Concerto for Violin and Orchestra in D Major, op. 77, and Concerto for Violin, Cello, and Orchestra in A Minor, op. 102
Vadim Repin, violinist, with -Riccardo Chailly and the Gewandhaus Orchestra, and Truls Mørk, cellist
Acclaimed Russian violinist Vadim Repin worked on the Brahms violin concerto extensively with the famed Yehudi Menuhin and has always felt a deep affinity for the soaring, expansive work. Written by Brahms (1833–1897) in 1878 when he was 46 years old, the work premiered at the Leipzig Gewandhaus in 1879. Together with the Beethoven, Mendelssohn, and Tchaikovsky concerti, the Brahms concerto is considered one of the greatest nineteenth-century works in this form for violin and is one which Repin says “contains no artificial displays intended to be superficially effective. The violin opens up entirely naturally and reveals its full potential.”
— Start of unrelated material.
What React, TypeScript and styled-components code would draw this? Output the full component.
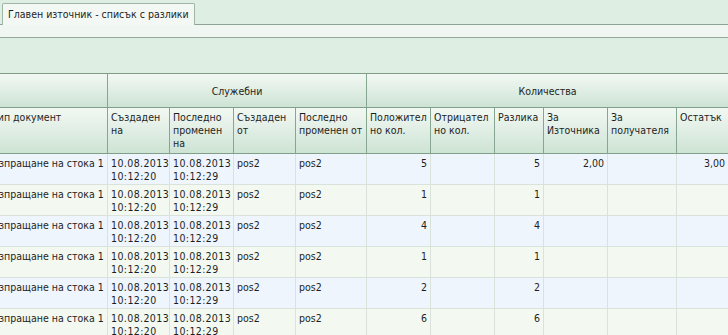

Repin’s Guarneri del Gesú violin has an earthy tone and is well-suited to the characteristically warm sound for which the Gewandhaus Orchestra in noted. The soaring lines of Brahms’ first movement evoke the landscape of the countryside where he was staying when he wrote it, and Repin brings genuine feeling, strong enough to carry its long lines and tender enough to capture the soft touch of a breeze. The second movement is thoughtfully played, though a slightly faster tempo might eliminate the apparent need to bring out details in the orchestral score that somewhat overwhelm the violin’s musing lines. The third movement bursts into an athletic dance, and Repin has the skill and energy to keep it moving joyously to the end.
Cellist Truls Mørk joins Repin and Chailly in the Double Concerto, bringing an ability to blend sounds and souls that led Repin to say, “In Truls Mørk I’ve found a soul mate.” The Double Concerto was Brahms’ final orchestral work, and the soloists more than do it justice; they reach far beyond the realm of musical notation to the spirit of the music and convey it, whole, to listeners.